Aim: List every line in this data where the string "components" occurs.

** start Given data **

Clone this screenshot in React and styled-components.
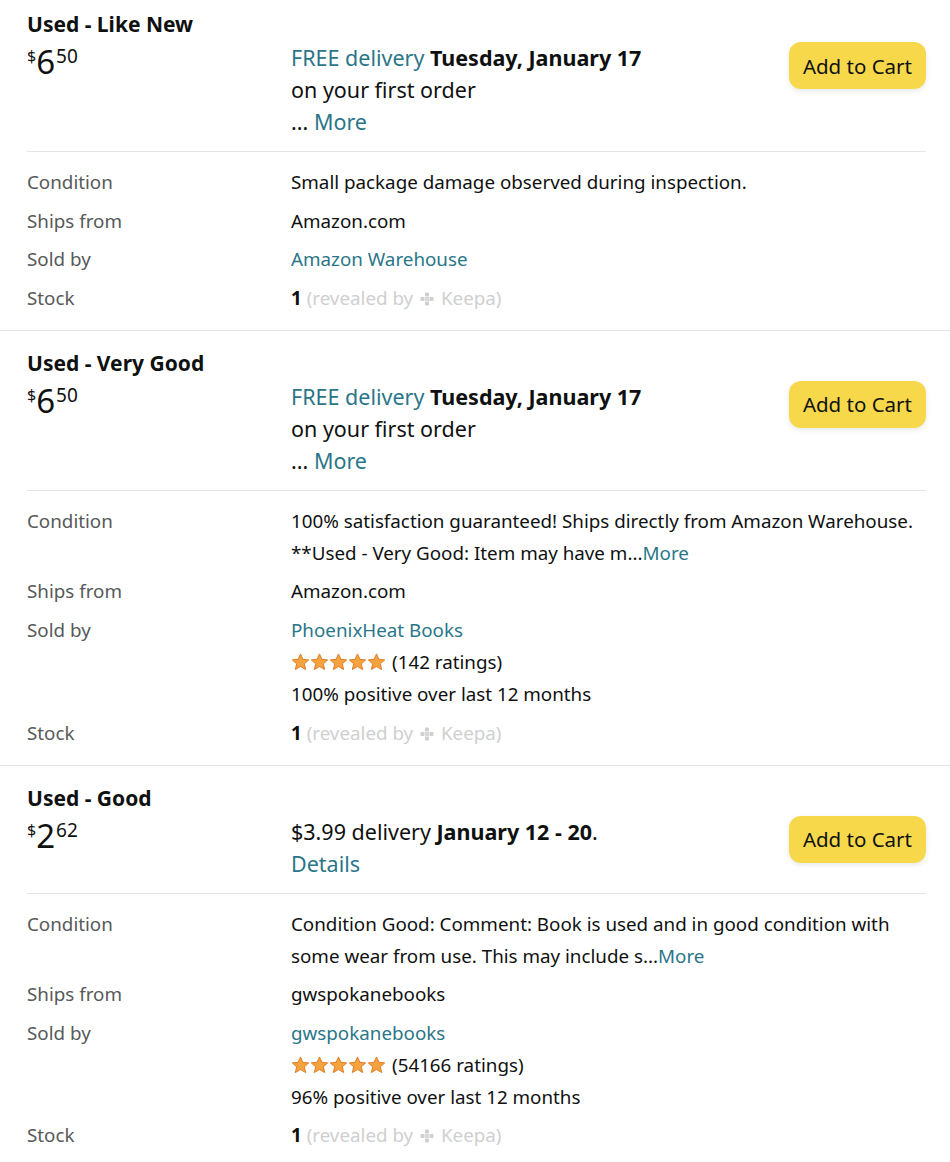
import React from 'react'
import styled, { createGlobalStyle } from 'styled-components'

const Global = createGlobalStyle`
  body {
    margin: 0;
    background: #fff;
    font-family: "Noto Sans", "Open Sans", sans-serif;
    color: #0f1111;
  }
`

const Page = styled.div`
  width: 950px;
`

const Offer = styled.section`
  padding: ${p => (p.first ? '11px' : '19px')} 24px 16px 27px;
  border-bottom: 1px solid #e3e6e6;
`

const Title = styled.h3`
  margin: 0;
  font-size: 21px;
  line-height: 27px;
  font-weight: 700;
`

const Header = styled.div`
  display: grid;
  grid-template-columns: 264px 1fr auto;
  align-items: start;
  margin-top: 4px;
  padding-bottom: 13px;
  border-bottom: 1px solid #e3e6e6;
`

const Price = styled.div`
  display: flex;
  align-items: flex-start;
  padding-top: 5px;
  line-height: 1;
`

const Sup = styled.span`
  font-size: ${p => p.size}px;
  margin-top: ${p => p.top || 0}px;
`

const Whole = styled.span`
  font-size: 33px;
  line-height: 30px;
  margin-right: 1px;
`

const Delivery = styled.div`
  font-size: 21.5px;
  line-height: 32px;
`

const Link = styled.span`
  color: #2a7689;
`

const Bold = styled.b`
  font-weight: 700;
`

const CartButton = styled.button`
  font-family: inherit;
  font-size: 20.5px;
  color: #0f1111;
  background: #f8d84b;
  border: none;
  border-radius: 12px;
  height: 47px;
  padding: 0 14px;
  box-shadow: 0 2px 5px rgba(213, 217, 217, 0.6);
`

const Details = styled.dl`
  display: grid;
  grid-template-columns: 264px 1fr;
  row-gap: 6.6px;
  margin: 0;
  padding-top: 14px;
  font-size: 18.8px;
  line-height: 32px;
`

const Label = styled.dt`
  color: #565959;
`

const Value = styled.dd`
  margin: 0;
`

const Stars = styled.span`
  display: inline-flex;
  vertical-align: -2px;
  margin-right: 6px;
`

const Muted = styled.span`
  color: #cfcfcf;
`

const Star = () => (
  <svg width="19" height="18" viewBox="0 0 24 23">
    <path
      d="M12 1.2l3.1 6.9 7.4.7-5.6 5 1.7 7.4L12 17.3l-6.6 3.9 1.7-7.4-5.6-5 7.4-.7z"
      fill="#f5a33e"
      stroke="#de7921"
      strokeWidth="1.2"
      strokeLinejoin="round"
    />
  </svg>
)

const KeepaIcon = () => (
  <svg width="14" height="14" viewBox="0 0 14 14" style={{ verticalAlign: '-1px', margin: '0 2px' }}>
    <rect x="5" y="0.5" width="4" height="4" rx="0.8" fill="#d0d0d0" />
    <rect x="0.5" y="5" width="4" height="4" rx="0.8" fill="#d0d0d0" />
    <rect x="9.5" y="5" width="4" height="4" rx="0.8" fill="#d0d0d0" />
    <rect x="5" y="9.5" width="4" height="4" rx="0.8" fill="#d0d0d0" />
    <rect x="5" y="5" width="4" height="4" fill="#d9d9d9" />
  </svg>
)

const Rating = ({ count, positive }) => (
  <>
    <div>
      <Stars>
        {[0, 1, 2, 3, 4].map(i => <Star key={i} />)}
      </Stars>
      ({count} ratings)
    </div>
    <div>{positive}% positive over last 12 months</div>
  </>
)

const Stock = () => (
  <Value>
    <Bold>1</Bold> <Muted>(revealed by <KeepaIcon /> Keepa)</Muted>
  </Value>
)

const offers = [
  {
    title: 'Used - Like New',
    whole: '6',
    cents: '50',
    delivery: (
      <>
        <Link>FREE delivery</Link> <Bold>Tuesday, January 17</Bold>
        <div>on your first order</div>
        <div>
          ... <Link>More</Link>
        </div>
      </>
    ),
    condition: <>Small package damage observed during inspection.</>,
    shipsFrom: 'Amazon.com',
    seller: 'Amazon Warehouse'
  },
  {
    title: 'Used - Very Good',
    whole: '6',
    cents: '50',
    delivery: (
      <>
        <Link>FREE delivery</Link> <Bold>Tuesday, January 17</Bold>
        <div>on your first order</div>
        <div>
          ... <Link>More</Link>
        </div>
      </>
    ),
    condition: (
      <>
        100% satisfaction guaranteed! Ships directly from Amazon Warehouse.
        <br />
        **Used - Very Good: Item may have m...<Link>More</Link>
      </>
    ),
    shipsFrom: 'Amazon.com',
    seller: 'PhoenixHeat Books',
    rating: { count: 142, positive: 100 }
  },
  {
    title: 'Used - Good',
    whole: '2',
    cents: '62',
    delivery: (
      <>
        $3.99 delivery <Bold>January 12 - 20</Bold>.
        <div>
          <Link>Details</Link>
        </div>
      </>
    ),
    condition: (
      <>
        Condition Good: Comment: Book is used and in good condition with
        <br />
        some wear from use. This may include s...<Link>More</Link>
      </>
    ),
    shipsFrom: 'gwspokanebooks',
    seller: 'gwspokanebooks',
    rating: { count: 54166, positive: 96 }
  }
]

export default function App() {
  return (
    <Page>
      <Global />
      {offers.map((o, i) => (
        <Offer key={i} first={i === 0}>
          <Title>{o.title}</Title>
          <Header>
            <Price>
              <Sup size={16} top={1}>$</Sup>
              <Whole>{o.whole}</Whole>
              <Sup size={19}>{o.cents}</Sup>
            </Price>
            <Delivery>{o.delivery}</Delivery>
            <CartButton>Add to Cart</CartButton>
          </Header>
          <Details>
            <Label>Condition</Label>
            <Value>{o.condition}</Value>
            <Label>Ships from</Label>
            <Value>{o.shipsFrom}</Value>
            <Label>Sold by</Label>
            <Value>
              <Link>{o.seller}</Link>
              {o.rating && <Rating {...o.rating} />}
            </Value>
            <Label>Stock</Label>
            <Stock />
          </Details>
        </Offer>
      ))}
    </Page>
  )
}
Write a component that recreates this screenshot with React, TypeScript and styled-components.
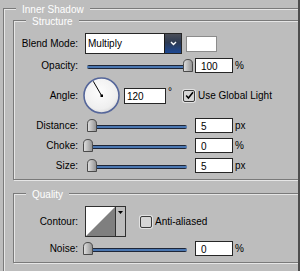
import React from "react";
import styled, { createGlobalStyle } from "styled-components";

const BG = "#bdbdbd";
const DARK = "#7a7a7a";
const LIGHT = "#e6e6e6";

const Global = createGlobalStyle`
  html, body { margin: 0; padding: 0; background: ${BG}; }
  body {
    font-family: "Liberation Sans", Arial, sans-serif;
    font-size: 10px;
    color: #000;
  }
`;

const Frame = styled.div`
  display: flex;
  width: 300px;
  height: 271px;
  overflow: hidden;
  background: ${BG};
`;

const Main = styled.div`
  flex: 0 0 298px;
  overflow: hidden;
  box-sizing: border-box;
  padding: 8px 0 0 3px;
`;

const Edge = styled.div`
  flex: 0 0 2px;
  background: #4e4e4e;
`;

const Group = styled.section<{ $outer?: boolean; $top?: number; $bottom?: number }>`
  display: flex;
  flex-direction: column;
  align-items: flex-start;
  width: 340px;
  flex-shrink: 0;
  box-sizing: border-box;
  border: 1px solid ${DARK};
  box-shadow: inset 1px 1px 0 ${LIGHT}, 1px 1px 0 ${LIGHT};
  margin: ${(p) => p.$top ?? 0}px 0 0 ${(p) => (p.$outer ? 0 : 9)}px;
  padding-bottom: ${(p) => p.$bottom ?? 0}px;
`;

const Title = styled.h2`
  margin: -5px 0 0 12px;
  padding: 0 6px;
  height: 12px;
  line-height: 12px;
  font-size: 10px;
  font-weight: normal;
  color: #fff;
  background: ${BG};
  white-space: nowrap;
`;

const Row = styled.div<{ $h: number; $top: number }>`
  display: flex;
  align-items: center;
  height: ${(p) => p.$h}px;
  margin-top: ${(p) => p.$top}px;
  white-space: nowrap;
`;

const Label = styled.span`
  flex: 0 0 64px;
  text-align: right;
  line-height: 12px;
`;

const Select = styled.div`
  display: flex;
  box-sizing: border-box;
  width: 97px;
  height: 21px;
  margin-left: 7px;
  border: 1px solid #262626;
  background: #fff;
`;

const SelectText = styled.span`
  flex: 1;
  padding-left: 2px;
  line-height: 19px;
  font-size: 10px;
`;

const SelectButton = styled.div`
  flex: 0 0 16px;
  display: flex;
  align-items: center;
  justify-content: center;
  border-left: 1px solid #1a1a1a;
  background: linear-gradient(#4a4e58 0%, #2d3a52 45%, #1d4894 100%);
`;

const Swatch = styled.div`
  box-sizing: border-box;
  width: 31px;
  height: 16px;
  margin-left: 4px;
  border: 1px solid #8c8c8c;
  background: #fff;
`;

const SliderBox = styled.div`
  position: relative;
  flex: 0 0 109px;
  height: 15px;
  margin-left: 5px;
`;

const Track = styled.div`
  width: 100px;
  height: 4px;
  margin: 7px 0 0 4px;
  border-radius: 2px;
  background: linear-gradient(#1e2638 0 1px, #4a76b0 1px 3px, #1e2638 3px 4px);
`;

const Thumb = styled.div`
  position: absolute;
  top: 1px;
  width: 10px;
  height: 13px;
  line-height: 0;
`;

const Field = styled.input<{ $w?: number; $h?: number; $pad?: number; $left?: number }>`
  box-sizing: border-box;
  width: ${(p) => p.$w ?? 38}px;
  height: ${(p) => p.$h ?? 15}px;
  margin: 0 0 0 ${(p) => p.$left ?? 3}px;
  padding: 1px 0 0 ${(p) => p.$pad ?? 5}px;
  border: 1px solid #262626;
  border-radius: 0;
  background: #fff;
  font-family: "Liberation Sans", Arial, sans-serif;
  font-size: 10px;
  color: #000;
  outline: none;
`;

const Unit = styled.span`
  margin-left: 2px;
  line-height: 12px;
`;

const Degree = styled.span`
  margin: 0 0 7px 2px;
  line-height: 10px;
`;

const Dial = styled.div`
  flex: 0 0 37px;
  height: 37px;
  margin-left: 5px;
  line-height: 0;
`;

const Check = styled.span<{ $left: number }>`
  display: flex;
  align-items: center;
  justify-content: center;
  box-sizing: border-box;
  width: 12px;
  height: 12px;
  margin-left: ${(p) => p.$left}px;
  border: 1px solid #3c3c3c;
  border-radius: 2px;
  background: #d6d6d6;
  box-shadow: 0 0 0 1px #e2e2e2;
`;

const CheckLabel = styled.span`
  margin-left: 3px;
  line-height: 12px;
`;

const ContourBox = styled.div`
  display: flex;
  box-sizing: border-box;
  width: 41px;
  height: 31px;
  margin-left: 7px;
  border: 1px solid #303030;
  background: ${BG};
`;

const ContourPreview = styled.div`
  flex: 0 0 29px;
  line-height: 0;
  border-right: 1px solid #303030;
`;

const ContourArrow = styled.div`
  flex: 1;
  display: flex;
  justify-content: center;
  padding-top: 4px;
  line-height: 0;
`;

function ThumbIcon() {
  return (
    <svg width="10" height="13" viewBox="0 0 10 13">
      <defs>
        <linearGradient id="thumbg" x1="0" y1="0" x2="1" y2="0">
          <stop offset="0" stopColor="#e2e2e2" />
          <stop offset="1" stopColor="#909090" />
        </linearGradient>
      </defs>
      <path
        d="M0.5 12.5 V4.8 Q0.5 0.5 5 0.5 Q9.5 0.5 9.5 4.8 V12.5 Z"
        fill="url(#thumbg)"
        stroke="#4a4a4a"
      />
    </svg>
  );
}

function Slider({ pos }: { pos: number }) {
  return (
    <SliderBox>
      <Track />
      <Thumb style={{ left: pos }}>
        <ThumbIcon />
      </Thumb>
    </SliderBox>
  );
}

function CheckMark() {
  return (
    <svg width="9" height="9" viewBox="0 0 9 9">
      <path d="M1.2 4.6 L3.4 7 L8 1.2" fill="none" stroke="#000" strokeWidth="1.5" />
    </svg>
  );
}

function SliderRow({ label, value, unit, pos, h = 15, top }: { label: string; value: string; unit: string; pos: number; h?: number; top: number }) {
  return (
    <Row $h={h} $top={top}>
      <Label>{label}</Label>
      <Slider pos={pos} />
      <Field readOnly value={value} />
      <Unit>{unit}</Unit>
    </Row>
  );
}

export default function App() {
  return (
    <Frame>
      <Global />
      <Main>
        <Group $outer $bottom={30}>
          <Title>Inner Shadow</Title>
          <Group $top={4} $bottom={6}>
            <Title>Structure</Title>
            <Row $h={21} $top={5}>
              <Label>Blend Mode:</Label>
              <Select>
                <SelectText>Multiply</SelectText>
                <SelectButton>
                  <svg width="7" height="5" viewBox="0 0 7 5">
                    <path d="M1 1 L3.5 3.5 L6 1" fill="none" stroke="#fff" strokeWidth="1.4" />
                  </svg>
                </SelectButton>
              </Select>
              <Swatch />
            </Row>
            <SliderRow label="Opacity:" value="100" unit="%" pos={100} top={4} />
            <Row $h={37} $top={4}>
              <Label>Angle:</Label>
              <Dial>
                <svg width="37" height="37" viewBox="0 0 37 37">
                  <defs>
                    <radialGradient id="dialg" cx="0.45" cy="0.4" r="0.65">
                      <stop offset="0" stopColor="#fdfdfd" />
                      <stop offset="0.75" stopColor="#efefef" />
                      <stop offset="1" stopColor="#d4d4d4" />
                    </radialGradient>
                  </defs>
                  <circle cx="18.5" cy="18.5" r="17.5" fill="url(#dialg)" stroke="#55669a" strokeWidth="1.6" />
                  <line x1="18.5" y1="18.5" x2="10.3" y2="4.3" stroke="#000" strokeWidth="1" />
                  <rect x="17.5" y="17.5" width="2.5" height="2.5" fill="#000" />
                </svg>
              </Dial>
              <Field readOnly value="120" $w={42} $h={16} $pad={2} $left={4} />
              <Degree>°</Degree>
              <Check $left={11}>
                <CheckMark />
              </Check>
              <CheckLabel>Use Global Light</CheckLabel>
            </Row>
            <SliderRow label="Distance:" value="5" unit="px" pos={4} top={4} />
            <SliderRow label="Choke:" value="0" unit="%" pos={0} top={5} />
            <SliderRow label="Size:" value="5" unit="px" pos={4} top={5} />
          </Group>
          <Group $top={13} $bottom={6}>
            <Title>Quality</Title>
            <Row $h={31} $top={5}>
              <Label>Contour:</Label>
              <ContourBox>
                <ContourPreview>
                  <svg width="29" height="29" viewBox="0 0 29 29">
                    <rect x="0" y="0" width="29" height="29" fill="#fff" />
                    <polygon points="0,29 29,0 29,29" fill="#7f7f7f" />
                  </svg>
                </ContourPreview>
                <ContourArrow>
                  <svg width="5" height="3" viewBox="0 0 5 3">
                    <polygon points="0,0 5,0 2.5,3" fill="#000" />
                  </svg>
                </ContourArrow>
              </ContourBox>
              <Check $left={14} />
              <CheckLabel>Anti-aliased</CheckLabel>
            </Row>
            <SliderRow label="Noise:" value="0" unit="%" pos={0} top={4} />
          </Group>
        </Group>
      </Main>
      <Edge />
    </Frame>
  );
}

** end Given data **

Response to the task:
Clone this screenshot in React and styled-components.
import styled, { createGlobalStyle } from 'styled-components'
Write a component that recreates this screenshot with React, TypeScript and styled-components.
import styled, { createGlobalStyle } from "styled-components";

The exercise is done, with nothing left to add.